§ Exercise brief
Copy the data below exactly, omitting any picture it contains.

++++ Available data

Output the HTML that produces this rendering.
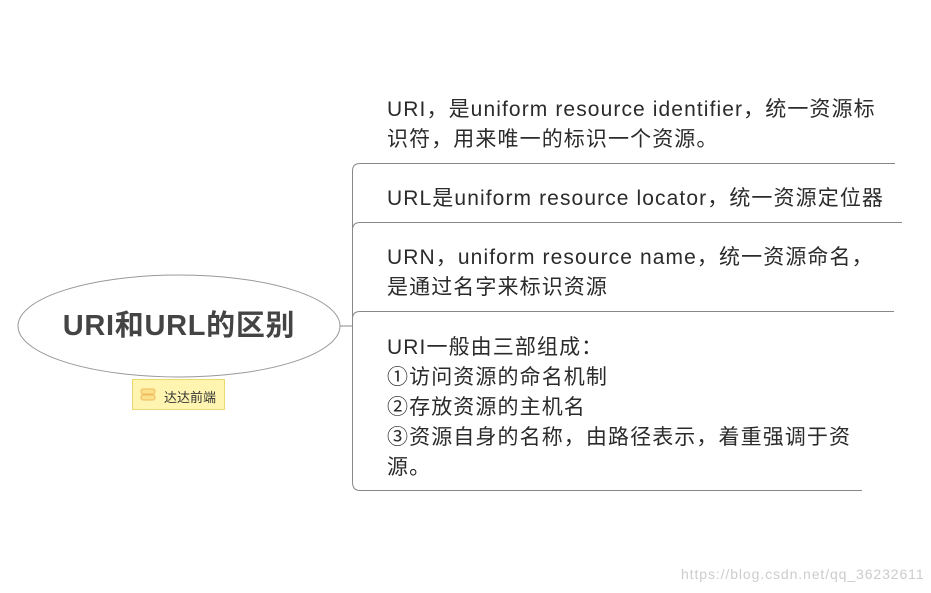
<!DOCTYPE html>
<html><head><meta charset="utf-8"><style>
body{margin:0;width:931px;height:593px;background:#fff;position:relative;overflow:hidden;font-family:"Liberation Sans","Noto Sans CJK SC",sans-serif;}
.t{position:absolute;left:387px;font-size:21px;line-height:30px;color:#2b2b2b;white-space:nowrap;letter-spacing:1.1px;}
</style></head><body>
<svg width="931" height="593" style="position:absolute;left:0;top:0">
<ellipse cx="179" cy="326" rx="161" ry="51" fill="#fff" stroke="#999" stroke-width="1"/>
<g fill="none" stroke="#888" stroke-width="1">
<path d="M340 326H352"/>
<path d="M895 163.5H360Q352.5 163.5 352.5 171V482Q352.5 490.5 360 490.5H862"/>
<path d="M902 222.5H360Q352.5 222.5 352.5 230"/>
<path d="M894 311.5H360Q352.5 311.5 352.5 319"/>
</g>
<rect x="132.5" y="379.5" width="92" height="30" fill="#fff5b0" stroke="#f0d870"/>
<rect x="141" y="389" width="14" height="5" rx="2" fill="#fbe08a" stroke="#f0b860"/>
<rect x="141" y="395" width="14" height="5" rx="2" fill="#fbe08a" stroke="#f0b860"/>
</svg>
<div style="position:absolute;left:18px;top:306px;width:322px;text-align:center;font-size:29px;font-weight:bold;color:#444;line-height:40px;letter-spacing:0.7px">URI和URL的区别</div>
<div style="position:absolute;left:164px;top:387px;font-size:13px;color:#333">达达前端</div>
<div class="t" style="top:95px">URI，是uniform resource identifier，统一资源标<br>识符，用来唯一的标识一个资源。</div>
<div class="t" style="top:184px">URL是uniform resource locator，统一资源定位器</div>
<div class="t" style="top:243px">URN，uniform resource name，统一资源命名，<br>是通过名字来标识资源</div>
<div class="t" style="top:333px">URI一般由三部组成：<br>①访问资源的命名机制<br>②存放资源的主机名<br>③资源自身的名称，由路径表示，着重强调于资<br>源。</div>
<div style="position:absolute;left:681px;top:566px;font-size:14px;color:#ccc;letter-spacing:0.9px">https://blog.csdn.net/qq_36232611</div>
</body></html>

++++++++

§ Solved problem
Output the HTML that produces this rendering.
<!DOCTYPE html>
<html><head><meta charset="utf-8"><style>
body{margin:0;width:931px;height:593px;background:#fff;position:relative;overflow:hidden;font-family:"Liberation Sans","Noto Sans CJK SC",sans-serif;}
.t{position:absolute;left:387px;font-size:21px;line-height:30px;color:#2b2b2b;white-space:nowrap;letter-spacing:1.1px;}
</style></head><body>
<svg width="931" height="593" style="position:absolute;left:0;top:0">
<ellipse cx="179" cy="326" rx="161" ry="51" fill="#fff" stroke="#999" stroke-width="1"/>
<g fill="none" stroke="#888" stroke-width="1">
<path d="M340 326H352"/>
<path d="M895 163.5H360Q352.5 163.5 352.5 171V482Q352.5 490.5 360 490.5H862"/>
<path d="M902 222.5H360Q352.5 222.5 352.5 230"/>
<path d="M894 311.5H360Q352.5 311.5 352.5 319"/>
</g>
<rect x="132.5" y="379.5" width="92" height="30" fill="#fff5b0" stroke="#f0d870"/>
<rect x="141" y="389" width="14" height="5" rx="2" fill="#fbe08a" stroke="#f0b860"/>
<rect x="141" y="395" width="14" height="5" rx="2" fill="#fbe08a" stroke="#f0b860"/>
</svg>
<div style="position:absolute;left:18px;top:306px;width:322px;text-align:center;font-size:29px;font-weight:bold;color:#444;line-height:40px;letter-spacing:0.7px">URI和URL的区别</div>
<div style="position:absolute;left:164px;top:387px;font-size:13px;color:#333">达达前端</div>
<div class="t" style="top:95px">URI，是uniform resource identifier，统一资源标<br>识符，用来唯一的标识一个资源。</div>
<div class="t" style="top:184px">URL是uniform resource locator，统一资源定位器</div>
<div class="t" style="top:243px">URN，uniform resource name，统一资源命名，<br>是通过名字来标识资源</div>
<div class="t" style="top:333px">URI一般由三部组成：<br>①访问资源的命名机制<br>②存放资源的主机名<br>③资源自身的名称，由路径表示，着重强调于资<br>源。</div>
<div style="position:absolute;left:681px;top:566px;font-size:14px;color:#ccc;letter-spacing:0.9px">https://blog.csdn.net/qq_36232611</div>
</body></html>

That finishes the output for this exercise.